Material for this task.
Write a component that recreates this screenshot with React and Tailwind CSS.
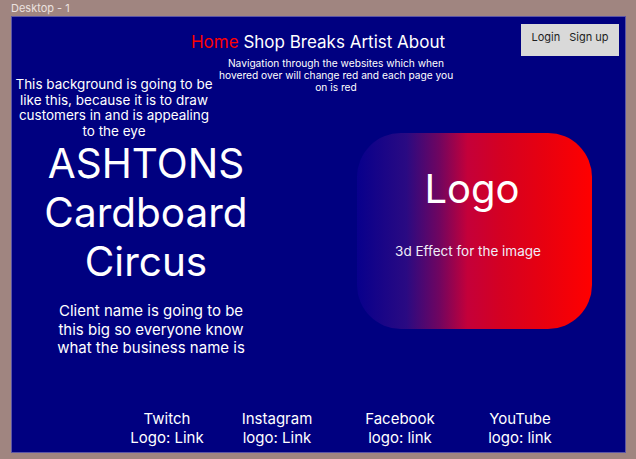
import React from "react";

const footerLinks = [
  { name: "Twitch", link: "Logo: Link", w: "w-[110px]" },
  { name: "Instagram", link: "logo: Link", w: "w-[110px]" },
  { name: "Facebook", link: "logo: link", w: "w-[136px]" },
  { name: "YouTube", link: "logo: link", w: "w-[104px]" },
];

export default function App() {
  return (
    <div
      className="w-[636px] h-[459px] bg-[#a08580] overflow-hidden"
      style={{ fontFamily: "Inter, 'Noto Sans', sans-serif" }}
    >
      <div className="h-[16px] pl-[11px] text-[11px] leading-[16px] text-[#ebe1df]">Desktop - 1</div>

      {/* frame */}
      <div className="ml-[11px] w-[615px] h-[437px] bg-[#000080] border border-[#5b55a6] flex flex-col text-white">
        {/* top row: nav + auth */}
        <div className="flex items-start pt-[7px]">
          <nav className="ml-[156px] mt-[7px] w-[300px] text-center text-[17px] leading-[22px] whitespace-nowrap">
            <span className="text-[#ff0000]">Home</span> Shop Breaks Artist About
          </nav>
          <div className="ml-auto mr-[6px] w-[98px] h-[32px] pb-[6px] bg-[#d9d9d9] flex items-center justify-center gap-[9px] text-[11px] text-[#1e1e1e]">
            <span>Login</span>
            <span>Sign up</span>
          </div>
        </div>

        <div className="flex items-start">
          {/* left column */}
          <div className="w-[207px] shrink-0 flex flex-col">
            <p className="ml-[2px] mt-[21px] w-[200px] text-center text-[13.5px] leading-[15.5px] whitespace-nowrap">
              This background is going to be
              <br />
              like this, because it is to draw
              <br />
              customers in and is appealing
              <br />
              to the eye
            </p>
            <h1 className="ml-[4px] w-[260px] text-center text-[40.5px] leading-[49px] whitespace-nowrap">
              ASHTONS
              <br />
              Cardboard
              <br />
              Circus
            </h1>
            <p className="ml-[29px] mt-[16px] w-[220px] text-center text-[15px] leading-[18.5px] whitespace-nowrap">
              Client name is going to be
              <br />
              this big so everyone know
              <br />
              what the business name is
            </p>
          </div>

          {/* right column */}
          <div className="flex flex-col">
            <p className="mt-[1px] w-[234px] text-center text-[10.2px] leading-[12px] whitespace-nowrap">
              Navigation through the websites which when
              <br />
              hovered over will change red and each page you
              <br />
              on is red
            </p>
            <div className="ml-[138px] mt-[40px] w-[235px] h-[196px] rounded-[44px] bg-[linear-gradient(90deg,#08008c_0%,#2a0a82_21%,#700560_35%,#c4003a_47%,#d40022_61%,#e8000f_80%,#ff0000_100%)] flex flex-col items-center pt-[32px] pr-[5px]">
              <div className="text-[40px] leading-[48px]">Logo</div>
              <div className="mt-[30px] mr-[8px] text-[13.5px] leading-[16px] text-[#f0eef8]">3d Effect for the image</div>
            </div>
          </div>
        </div>

        {/* footer */}
        <div className="mt-auto pb-[5px] pl-[100px] flex">
          {footerLinks.map((l) => (
            <div key={l.name} className={`${l.w} text-center text-[15px] leading-[19px] whitespace-nowrap`}>
              {l.name}
              <br />
              {l.link}
            </div>
          ))}
        </div>
      </div>
    </div>
  );
}
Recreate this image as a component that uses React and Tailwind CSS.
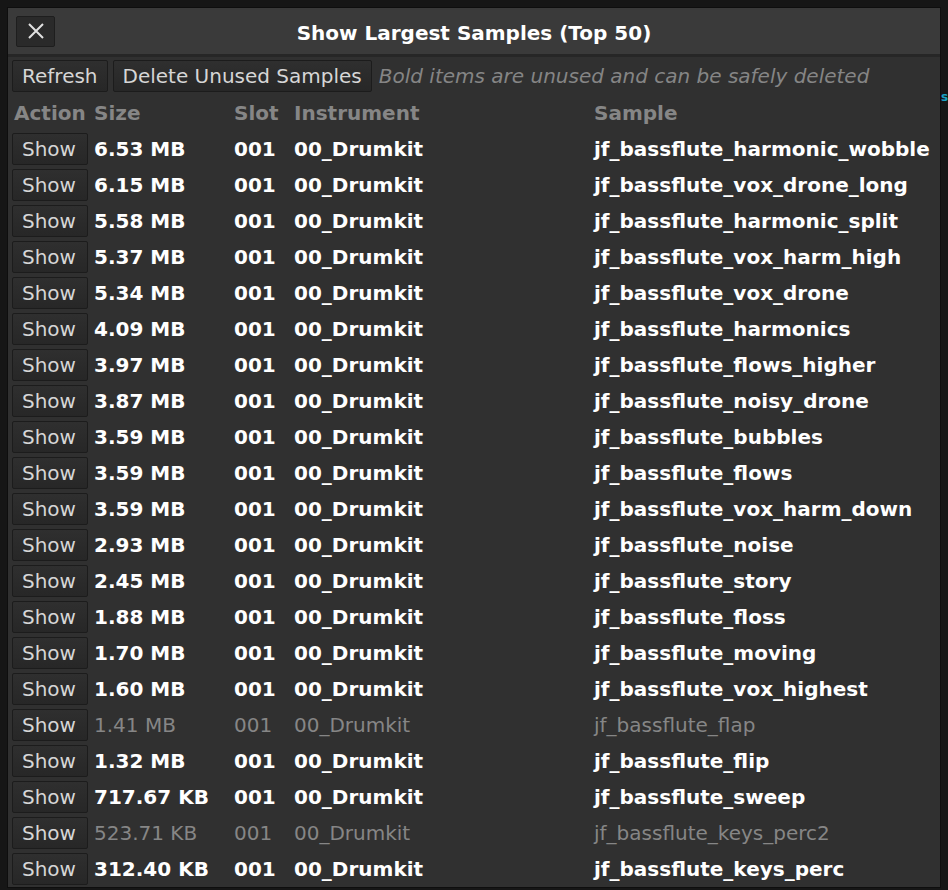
import React from 'react';

const samples = [
    ['6.53 MB', 'jf_bassflute_harmonic_wobble', true],
    ['6.15 MB', 'jf_bassflute_vox_drone_long', true],
    ['5.58 MB', 'jf_bassflute_harmonic_split', true],
    ['5.37 MB', 'jf_bassflute_vox_harm_high', true],
    ['5.34 MB', 'jf_bassflute_vox_drone', true],
    ['4.09 MB', 'jf_bassflute_harmonics', true],
    ['3.97 MB', 'jf_bassflute_flows_higher', true],
    ['3.87 MB', 'jf_bassflute_noisy_drone', true],
    ['3.59 MB', 'jf_bassflute_bubbles', true],
    ['3.59 MB', 'jf_bassflute_flows', true],
    ['3.59 MB', 'jf_bassflute_vox_harm_down', true],
    ['2.93 MB', 'jf_bassflute_noise', true],
    ['2.45 MB', 'jf_bassflute_story', true],
    ['1.88 MB', 'jf_bassflute_floss', true],
    ['1.70 MB', 'jf_bassflute_moving', true],
    ['1.60 MB', 'jf_bassflute_vox_highest', true],
    ['1.41 MB', 'jf_bassflute_flap', false],
    ['1.32 MB', 'jf_bassflute_flip', true],
    ['717.67 KB', 'jf_bassflute_sweep', true],
    ['523.71 KB', 'jf_bassflute_keys_perc2', false],
    ['312.40 KB', 'jf_bassflute_keys_perc', true],
];

const btn = 'flex h-8 items-center rounded-[2px] border border-[#1c1c1c] bg-gradient-to-b from-[#2f2f2f] to-[#272727] px-[9px] text-[#d6d6d6]';

const cols = 'grid grid-cols-[82px_140px_60px_300px_1fr] items-center';

const LargestSamples = () => {
    return (
        <div className="flex h-[890px] overflow-hidden bg-[#161616] pl-2 pt-2 font-['DejaVu_Sans',sans-serif] text-[20px]">
            <div className="flex h-[879px] w-[932px] shrink-0 flex-col bg-[#303030] shadow-[0_0_0_1px_#0e0e0e]">
                <div className="relative flex h-[46px] shrink-0 items-center bg-[#3a3a3a] px-2">
                    <button className="flex h-[31px] w-[39px] items-center justify-center rounded-[2px] border border-[#1e1e1e] bg-[#2a2a2a] text-[#e0e0e0]">
                        <svg width="18" height="18" viewBox="0 0 18 18" fill="none" stroke="currentColor" strokeWidth="2">
                            <path d="M2 2 L16 16 M16 2 L2 16" />
                        </svg>
                    </button>
                    <div className="pointer-events-none absolute inset-0 flex items-center justify-center pt-[3px] font-bold text-white">
                        Show Largest Samples (Top 50)
                    </div>
                </div>
                <div className="h-[3px] shrink-0 bg-[#262626]" />

                <div className="flex items-center gap-[5px] px-1 pt-[3px]">
                    <button className={btn}>Refresh</button>
                    <button className={btn}>Delete Unused Samples</button>
                    <span className="ml-[2px] italic text-[#858585]">Bold items are unused and can be safely deleted</span>
                </div>

                <div className={`${cols} mt-[6px] h-[26px] px-1 font-bold text-[#868686]`}>
                    <span className="pl-[2px]">Action</span>
                    <span>Size</span>
                    <span>Slot</span>
                    <span>Instrument</span>
                    <span>Sample</span>
                </div>

                <div className="mt-[7px] flex flex-col px-1">
                    {samples.map(([size, name, bold], i) => (
                        <div key={i} className={`${cols} h-9 ${bold ? 'font-bold text-white' : 'text-[#868686]'}`}>
                            <div>
                                <button className={`${btn} w-[76px] font-normal`}>Show</button>
                            </div>
                            <span>{size}</span>
                            <span>001</span>
                            <span>00_Drumkit</span>
                            <span className="whitespace-nowrap">{name}</span>
                        </div>
                    ))}
                </div>
            </div>
            <div className="flex flex-1 flex-col pt-[83px] pl-[1px]">
                <span className="text-[12px] font-bold leading-none text-[#1aa3c4]">s</span>
            </div>
        </div>
    );
};

export default LargestSamples;
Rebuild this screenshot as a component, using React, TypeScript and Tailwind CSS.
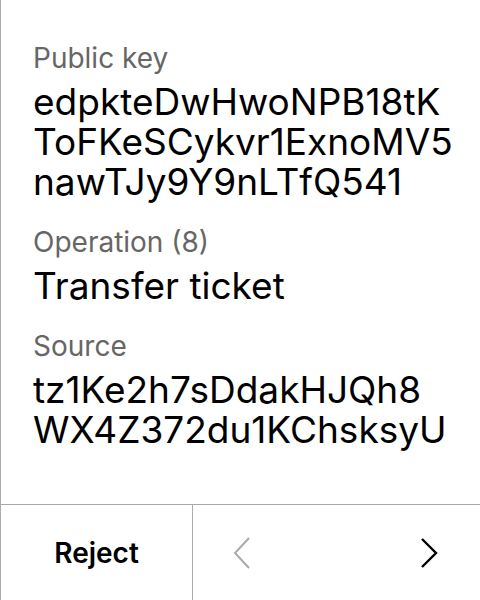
import { useState } from "react";

// 라벨 + 값 (값은 줄 단위로 끊어서 표시)
const Field = ({ label, lines }: { label: string; lines: string[] }) => (
  <div className="flex flex-col">
    <span className="text-[28px] leading-[34px] text-[#666666]">{label}</span>
    <p className="mt-[7px] text-[37px] leading-[40px] text-black whitespace-pre-line">
      {lines.join("\n")}
    </p>
  </div>
);

const App = () => {
  const [page, setPage] = useState(0);

  return (
    <div
      className="w-[480px] h-[600px] flex flex-col bg-white border-l border-[#aaaaaa]"
      style={{ fontFamily: "Inter, 'Noto Sans', sans-serif" }}
    >
      {/* 내용 */}
      <div className="flex-1 flex flex-col gap-[23px] pl-[32px] pt-[41px] overflow-hidden">
        <Field
          label="Public key"
          lines={["edpkteDwHwoNPB18tK", "ToFKeSCykvr1ExnoMV5", "nawTJy9Y9nLTfQ541"]}
        />
        <Field label="Operation (8)" lines={["Transfer ticket"]} />
        <Field label="Source" lines={["tz1Ke2h7sDdakHJQh8", "WX4Z372du1KChsksyU"]} />
      </div>

      {/* 하단 버튼 */}
      <div className="h-[96px] flex border-t border-[#aaaaaa]">
        <button className="w-[192px] border-r border-[#aaaaaa] text-[28px] font-semibold text-black">
          Reject
        </button>
        <div className="flex-1 flex items-center justify-between pl-[40px] pr-[42px]">
          <button onClick={() => setPage(page > 0 ? page - 1 : 0)} className="p-0">
            <svg width="18" height="32" viewBox="0 0 18 32" fill="none">
              <polyline points="16,1 2,16 16,31" stroke="#aaaaaa" strokeWidth="2" />
            </svg>
          </button>
          <button onClick={() => setPage(page + 1)} className="p-0">
            <svg width="18" height="32" viewBox="0 0 18 32" fill="none">
              <polyline points="2,2 16,16 2,30" stroke="#000000" strokeWidth="2.4" />
            </svg>
          </button>
        </div>
      </div>
    </div>
  );
};

export default App;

Task description.
Using the entries above, transcribe every line from the line containing "Recreate this image" through the line containing "import React from 'react';". Do not copy pictures.

Correct answer.
Recreate this image as a component that uses React and Tailwind CSS.
import React from 'react';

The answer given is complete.